- Record list -
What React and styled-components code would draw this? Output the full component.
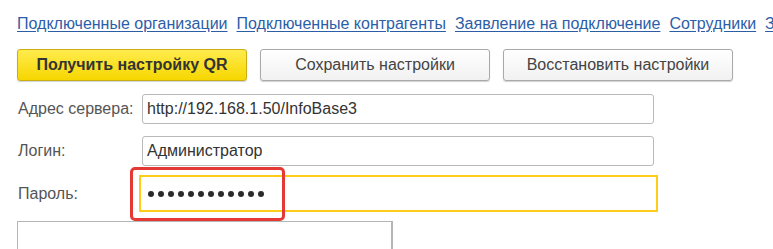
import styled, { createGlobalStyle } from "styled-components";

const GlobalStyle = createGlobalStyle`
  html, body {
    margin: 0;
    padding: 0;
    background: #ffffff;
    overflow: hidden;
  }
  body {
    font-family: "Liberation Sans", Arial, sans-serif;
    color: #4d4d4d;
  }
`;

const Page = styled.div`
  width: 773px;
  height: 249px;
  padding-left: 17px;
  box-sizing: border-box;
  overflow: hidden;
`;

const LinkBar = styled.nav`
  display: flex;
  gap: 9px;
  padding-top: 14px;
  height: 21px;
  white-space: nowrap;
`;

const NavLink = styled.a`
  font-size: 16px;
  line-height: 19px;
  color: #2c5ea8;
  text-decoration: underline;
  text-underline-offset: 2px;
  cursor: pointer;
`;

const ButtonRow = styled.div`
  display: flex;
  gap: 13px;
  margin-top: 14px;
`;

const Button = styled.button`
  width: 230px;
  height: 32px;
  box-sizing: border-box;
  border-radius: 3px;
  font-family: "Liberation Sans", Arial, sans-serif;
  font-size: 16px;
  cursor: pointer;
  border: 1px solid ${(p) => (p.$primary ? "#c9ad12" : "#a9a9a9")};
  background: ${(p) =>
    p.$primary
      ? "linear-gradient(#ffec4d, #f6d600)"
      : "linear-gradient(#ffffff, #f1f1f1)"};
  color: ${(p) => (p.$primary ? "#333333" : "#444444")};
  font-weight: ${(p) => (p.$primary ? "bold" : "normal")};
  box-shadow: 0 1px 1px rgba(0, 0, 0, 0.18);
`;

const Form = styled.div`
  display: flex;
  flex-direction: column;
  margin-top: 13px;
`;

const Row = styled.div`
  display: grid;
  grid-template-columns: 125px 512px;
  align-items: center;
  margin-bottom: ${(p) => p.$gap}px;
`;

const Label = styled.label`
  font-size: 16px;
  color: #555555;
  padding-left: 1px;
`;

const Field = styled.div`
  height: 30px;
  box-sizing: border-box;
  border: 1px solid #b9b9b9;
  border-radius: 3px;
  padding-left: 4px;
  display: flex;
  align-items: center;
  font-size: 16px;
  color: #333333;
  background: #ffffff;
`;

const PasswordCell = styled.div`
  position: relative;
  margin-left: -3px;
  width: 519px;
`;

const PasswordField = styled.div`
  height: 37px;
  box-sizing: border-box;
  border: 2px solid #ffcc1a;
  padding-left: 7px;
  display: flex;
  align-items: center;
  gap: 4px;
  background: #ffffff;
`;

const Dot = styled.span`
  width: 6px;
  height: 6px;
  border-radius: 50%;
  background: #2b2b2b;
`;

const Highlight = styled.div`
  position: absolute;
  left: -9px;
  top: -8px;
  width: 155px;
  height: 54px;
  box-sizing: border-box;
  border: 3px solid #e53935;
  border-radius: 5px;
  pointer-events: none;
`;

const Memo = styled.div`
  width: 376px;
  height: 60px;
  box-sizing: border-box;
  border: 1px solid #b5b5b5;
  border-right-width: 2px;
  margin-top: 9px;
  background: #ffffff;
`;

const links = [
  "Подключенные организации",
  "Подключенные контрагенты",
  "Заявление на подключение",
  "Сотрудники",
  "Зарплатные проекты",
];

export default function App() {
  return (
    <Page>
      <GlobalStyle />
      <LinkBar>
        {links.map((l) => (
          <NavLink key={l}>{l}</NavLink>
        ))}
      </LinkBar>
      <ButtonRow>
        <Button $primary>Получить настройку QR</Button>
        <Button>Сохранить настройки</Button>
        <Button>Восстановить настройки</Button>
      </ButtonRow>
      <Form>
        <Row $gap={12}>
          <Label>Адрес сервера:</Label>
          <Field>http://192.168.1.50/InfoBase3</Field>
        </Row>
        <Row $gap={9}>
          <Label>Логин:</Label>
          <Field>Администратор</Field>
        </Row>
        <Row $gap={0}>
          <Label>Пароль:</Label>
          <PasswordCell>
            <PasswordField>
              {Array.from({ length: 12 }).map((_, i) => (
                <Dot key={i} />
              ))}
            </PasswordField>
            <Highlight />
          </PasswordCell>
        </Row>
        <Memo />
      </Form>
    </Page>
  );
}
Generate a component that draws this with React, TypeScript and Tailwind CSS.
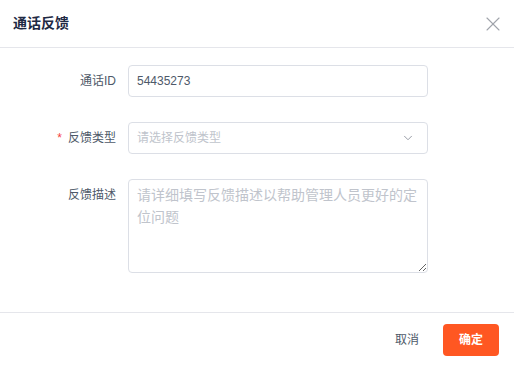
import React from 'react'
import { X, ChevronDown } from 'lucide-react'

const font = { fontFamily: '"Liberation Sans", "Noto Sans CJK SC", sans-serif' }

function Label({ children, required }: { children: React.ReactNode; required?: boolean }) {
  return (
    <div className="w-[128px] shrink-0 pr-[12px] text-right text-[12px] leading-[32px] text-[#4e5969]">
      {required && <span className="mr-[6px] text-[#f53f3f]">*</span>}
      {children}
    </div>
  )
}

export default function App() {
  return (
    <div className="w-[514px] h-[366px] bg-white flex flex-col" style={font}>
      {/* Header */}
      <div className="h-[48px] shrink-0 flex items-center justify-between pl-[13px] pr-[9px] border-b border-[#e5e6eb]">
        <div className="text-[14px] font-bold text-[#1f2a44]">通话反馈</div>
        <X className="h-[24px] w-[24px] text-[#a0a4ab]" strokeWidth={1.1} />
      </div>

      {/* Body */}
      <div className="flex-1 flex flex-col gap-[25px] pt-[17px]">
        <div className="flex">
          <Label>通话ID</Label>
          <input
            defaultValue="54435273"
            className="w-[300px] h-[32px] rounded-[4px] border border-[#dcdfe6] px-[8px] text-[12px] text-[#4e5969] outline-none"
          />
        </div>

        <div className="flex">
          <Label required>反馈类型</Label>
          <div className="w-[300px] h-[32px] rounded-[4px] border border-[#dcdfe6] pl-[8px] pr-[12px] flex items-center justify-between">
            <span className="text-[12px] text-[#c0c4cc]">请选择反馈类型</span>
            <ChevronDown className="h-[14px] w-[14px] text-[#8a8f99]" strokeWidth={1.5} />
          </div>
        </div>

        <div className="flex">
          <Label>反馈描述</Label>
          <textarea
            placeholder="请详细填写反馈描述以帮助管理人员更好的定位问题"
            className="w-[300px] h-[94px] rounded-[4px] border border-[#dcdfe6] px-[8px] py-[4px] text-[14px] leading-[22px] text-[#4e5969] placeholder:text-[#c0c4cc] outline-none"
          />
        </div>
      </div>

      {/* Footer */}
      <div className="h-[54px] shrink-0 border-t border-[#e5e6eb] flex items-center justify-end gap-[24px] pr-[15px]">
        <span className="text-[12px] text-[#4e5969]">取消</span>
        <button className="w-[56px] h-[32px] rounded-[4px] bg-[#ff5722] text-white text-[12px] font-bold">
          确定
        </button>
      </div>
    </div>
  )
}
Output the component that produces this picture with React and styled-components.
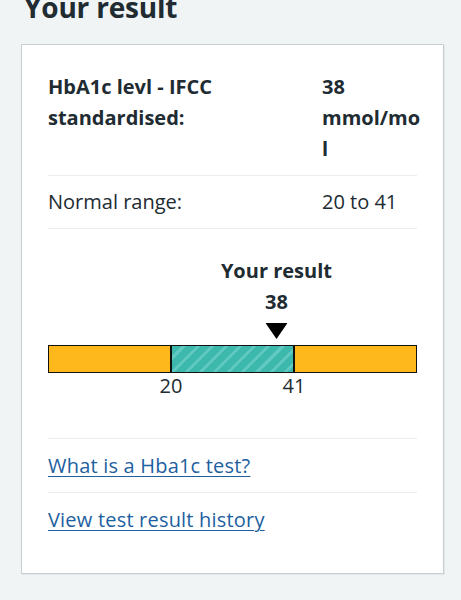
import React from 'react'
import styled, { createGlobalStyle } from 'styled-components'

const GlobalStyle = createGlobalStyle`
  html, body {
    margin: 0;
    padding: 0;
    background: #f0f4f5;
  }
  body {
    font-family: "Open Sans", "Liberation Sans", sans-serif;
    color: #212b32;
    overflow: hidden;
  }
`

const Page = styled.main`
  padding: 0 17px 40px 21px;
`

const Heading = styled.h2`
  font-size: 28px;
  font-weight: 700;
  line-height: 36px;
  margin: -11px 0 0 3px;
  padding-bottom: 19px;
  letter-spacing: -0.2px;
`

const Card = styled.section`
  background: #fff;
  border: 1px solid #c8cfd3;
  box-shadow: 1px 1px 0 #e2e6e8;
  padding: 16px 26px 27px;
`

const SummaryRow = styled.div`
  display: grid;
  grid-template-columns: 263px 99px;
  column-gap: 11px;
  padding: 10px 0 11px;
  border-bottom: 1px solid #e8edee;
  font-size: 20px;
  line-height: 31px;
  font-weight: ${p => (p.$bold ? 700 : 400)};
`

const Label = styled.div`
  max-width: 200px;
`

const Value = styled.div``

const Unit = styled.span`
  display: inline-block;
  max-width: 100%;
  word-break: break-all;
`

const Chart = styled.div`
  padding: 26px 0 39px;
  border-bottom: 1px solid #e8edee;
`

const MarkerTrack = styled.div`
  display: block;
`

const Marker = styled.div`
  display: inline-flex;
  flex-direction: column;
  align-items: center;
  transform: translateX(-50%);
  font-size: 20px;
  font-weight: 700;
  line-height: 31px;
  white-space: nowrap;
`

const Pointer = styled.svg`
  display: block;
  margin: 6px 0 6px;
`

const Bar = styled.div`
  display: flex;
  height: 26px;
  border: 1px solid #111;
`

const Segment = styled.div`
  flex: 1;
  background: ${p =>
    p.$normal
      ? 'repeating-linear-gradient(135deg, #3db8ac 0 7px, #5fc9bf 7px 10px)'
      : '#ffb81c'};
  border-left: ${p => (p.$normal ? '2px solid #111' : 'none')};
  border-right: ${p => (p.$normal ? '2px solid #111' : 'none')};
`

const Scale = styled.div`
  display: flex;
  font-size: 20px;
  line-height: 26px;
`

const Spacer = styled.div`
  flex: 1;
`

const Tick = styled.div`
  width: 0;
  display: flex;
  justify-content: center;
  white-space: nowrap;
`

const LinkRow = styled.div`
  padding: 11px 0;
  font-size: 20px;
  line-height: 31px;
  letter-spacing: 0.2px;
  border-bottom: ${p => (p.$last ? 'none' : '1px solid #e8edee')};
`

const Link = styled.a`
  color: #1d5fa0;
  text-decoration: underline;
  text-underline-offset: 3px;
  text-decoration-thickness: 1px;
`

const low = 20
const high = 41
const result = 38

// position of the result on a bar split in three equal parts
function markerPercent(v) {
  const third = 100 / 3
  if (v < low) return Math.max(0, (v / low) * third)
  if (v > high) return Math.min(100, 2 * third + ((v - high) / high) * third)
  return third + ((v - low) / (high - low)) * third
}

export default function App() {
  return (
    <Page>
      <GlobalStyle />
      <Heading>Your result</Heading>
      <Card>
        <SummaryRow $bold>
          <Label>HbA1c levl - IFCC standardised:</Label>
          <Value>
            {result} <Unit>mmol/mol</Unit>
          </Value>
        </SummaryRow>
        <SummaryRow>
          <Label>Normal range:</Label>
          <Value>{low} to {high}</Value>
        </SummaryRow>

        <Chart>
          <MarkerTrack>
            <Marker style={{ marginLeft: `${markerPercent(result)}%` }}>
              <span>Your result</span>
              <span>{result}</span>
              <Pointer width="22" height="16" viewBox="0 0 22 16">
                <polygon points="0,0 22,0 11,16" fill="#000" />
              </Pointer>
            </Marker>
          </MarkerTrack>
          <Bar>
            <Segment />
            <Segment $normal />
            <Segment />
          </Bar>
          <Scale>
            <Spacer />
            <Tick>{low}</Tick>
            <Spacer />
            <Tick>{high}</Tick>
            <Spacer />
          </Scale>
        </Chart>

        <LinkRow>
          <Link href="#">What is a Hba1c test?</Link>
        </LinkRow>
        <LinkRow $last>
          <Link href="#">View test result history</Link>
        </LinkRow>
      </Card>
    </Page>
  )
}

- Instructions for the task -
Copy the lines from the entries above in which the word "What" appears.

- Written solution -
What React and styled-components code would draw this? Output the full component.
          <Link href="#">What is a Hba1c test?</Link>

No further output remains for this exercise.